• [Exercise]: Report how many lines in the records hold the string "this"; give the number and nothing else.

• [Data supplied]:
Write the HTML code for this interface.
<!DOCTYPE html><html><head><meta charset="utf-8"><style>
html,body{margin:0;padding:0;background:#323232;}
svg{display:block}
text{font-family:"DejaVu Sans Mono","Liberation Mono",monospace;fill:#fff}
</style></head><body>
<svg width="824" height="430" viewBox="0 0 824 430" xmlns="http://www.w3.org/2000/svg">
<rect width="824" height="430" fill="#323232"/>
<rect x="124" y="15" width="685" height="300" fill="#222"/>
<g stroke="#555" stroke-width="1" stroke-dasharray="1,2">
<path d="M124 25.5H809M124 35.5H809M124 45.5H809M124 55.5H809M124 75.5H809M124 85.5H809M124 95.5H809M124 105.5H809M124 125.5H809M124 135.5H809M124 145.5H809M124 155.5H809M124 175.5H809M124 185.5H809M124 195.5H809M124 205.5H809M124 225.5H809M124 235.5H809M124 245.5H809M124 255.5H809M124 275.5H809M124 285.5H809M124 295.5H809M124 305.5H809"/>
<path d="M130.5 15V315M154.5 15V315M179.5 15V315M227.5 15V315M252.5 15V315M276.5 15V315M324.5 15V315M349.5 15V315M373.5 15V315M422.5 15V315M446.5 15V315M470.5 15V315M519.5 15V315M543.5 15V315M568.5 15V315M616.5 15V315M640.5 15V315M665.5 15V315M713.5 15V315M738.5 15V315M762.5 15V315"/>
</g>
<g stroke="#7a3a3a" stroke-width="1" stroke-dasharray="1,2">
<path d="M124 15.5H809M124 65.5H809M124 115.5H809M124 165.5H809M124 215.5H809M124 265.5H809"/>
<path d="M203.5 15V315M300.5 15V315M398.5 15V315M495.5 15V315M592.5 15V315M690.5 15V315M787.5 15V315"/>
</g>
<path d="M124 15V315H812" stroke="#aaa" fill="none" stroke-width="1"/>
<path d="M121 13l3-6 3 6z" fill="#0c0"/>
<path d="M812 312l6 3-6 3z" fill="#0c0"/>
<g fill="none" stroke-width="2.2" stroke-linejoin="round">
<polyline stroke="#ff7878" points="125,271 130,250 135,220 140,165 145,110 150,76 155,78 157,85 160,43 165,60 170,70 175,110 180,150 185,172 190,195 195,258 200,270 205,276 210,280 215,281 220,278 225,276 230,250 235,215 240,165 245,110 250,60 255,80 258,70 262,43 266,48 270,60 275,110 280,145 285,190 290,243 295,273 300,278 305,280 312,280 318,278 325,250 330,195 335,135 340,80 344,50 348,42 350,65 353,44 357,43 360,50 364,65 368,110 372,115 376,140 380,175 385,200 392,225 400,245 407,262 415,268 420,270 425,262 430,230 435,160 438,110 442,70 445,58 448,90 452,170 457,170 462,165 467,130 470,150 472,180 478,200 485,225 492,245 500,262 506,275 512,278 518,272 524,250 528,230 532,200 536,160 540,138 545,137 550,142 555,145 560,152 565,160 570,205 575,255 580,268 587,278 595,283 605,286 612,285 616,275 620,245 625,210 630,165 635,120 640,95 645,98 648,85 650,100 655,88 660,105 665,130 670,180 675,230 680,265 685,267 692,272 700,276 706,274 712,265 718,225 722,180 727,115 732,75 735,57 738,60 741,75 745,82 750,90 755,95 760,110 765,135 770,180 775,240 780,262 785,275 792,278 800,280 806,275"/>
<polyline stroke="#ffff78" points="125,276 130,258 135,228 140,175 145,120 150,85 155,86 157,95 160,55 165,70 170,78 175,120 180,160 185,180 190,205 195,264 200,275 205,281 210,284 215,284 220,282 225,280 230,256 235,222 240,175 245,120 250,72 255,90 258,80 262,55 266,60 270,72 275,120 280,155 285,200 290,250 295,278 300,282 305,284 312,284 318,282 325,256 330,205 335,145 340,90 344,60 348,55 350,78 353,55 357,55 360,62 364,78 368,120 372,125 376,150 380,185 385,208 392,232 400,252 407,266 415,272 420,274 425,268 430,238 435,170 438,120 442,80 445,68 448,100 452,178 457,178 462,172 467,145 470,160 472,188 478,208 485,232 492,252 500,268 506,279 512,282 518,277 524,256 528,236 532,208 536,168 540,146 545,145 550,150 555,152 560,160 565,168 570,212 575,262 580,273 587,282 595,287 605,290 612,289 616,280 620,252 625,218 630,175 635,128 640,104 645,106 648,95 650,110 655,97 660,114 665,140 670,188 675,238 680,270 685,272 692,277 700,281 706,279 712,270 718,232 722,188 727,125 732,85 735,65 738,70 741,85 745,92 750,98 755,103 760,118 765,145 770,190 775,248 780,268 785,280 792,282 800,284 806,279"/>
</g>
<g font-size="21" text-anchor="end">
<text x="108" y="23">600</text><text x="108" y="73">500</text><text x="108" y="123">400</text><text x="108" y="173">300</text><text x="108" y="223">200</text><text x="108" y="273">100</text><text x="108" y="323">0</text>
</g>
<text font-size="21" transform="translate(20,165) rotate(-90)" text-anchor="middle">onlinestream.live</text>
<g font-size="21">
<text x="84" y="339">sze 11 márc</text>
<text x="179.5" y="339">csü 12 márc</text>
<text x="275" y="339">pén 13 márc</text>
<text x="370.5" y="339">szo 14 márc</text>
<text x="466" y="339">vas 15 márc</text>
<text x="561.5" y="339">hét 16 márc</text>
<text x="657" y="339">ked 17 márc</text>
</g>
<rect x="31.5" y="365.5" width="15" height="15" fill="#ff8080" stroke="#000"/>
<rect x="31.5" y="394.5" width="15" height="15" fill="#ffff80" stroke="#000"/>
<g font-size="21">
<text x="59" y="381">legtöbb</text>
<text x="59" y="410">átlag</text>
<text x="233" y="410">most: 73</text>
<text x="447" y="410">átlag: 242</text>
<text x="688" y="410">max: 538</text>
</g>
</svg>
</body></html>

---

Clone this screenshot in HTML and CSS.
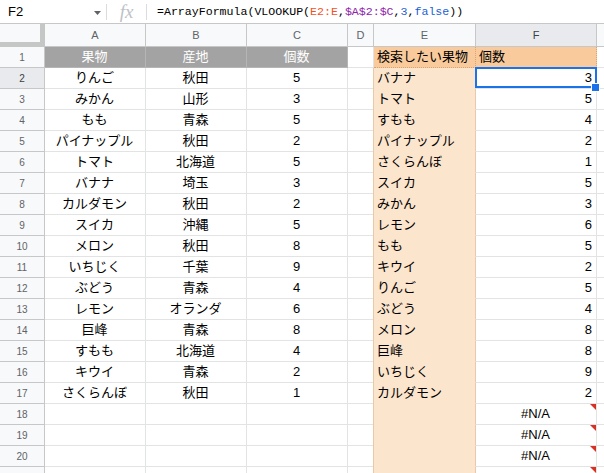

• [Task solution]: 2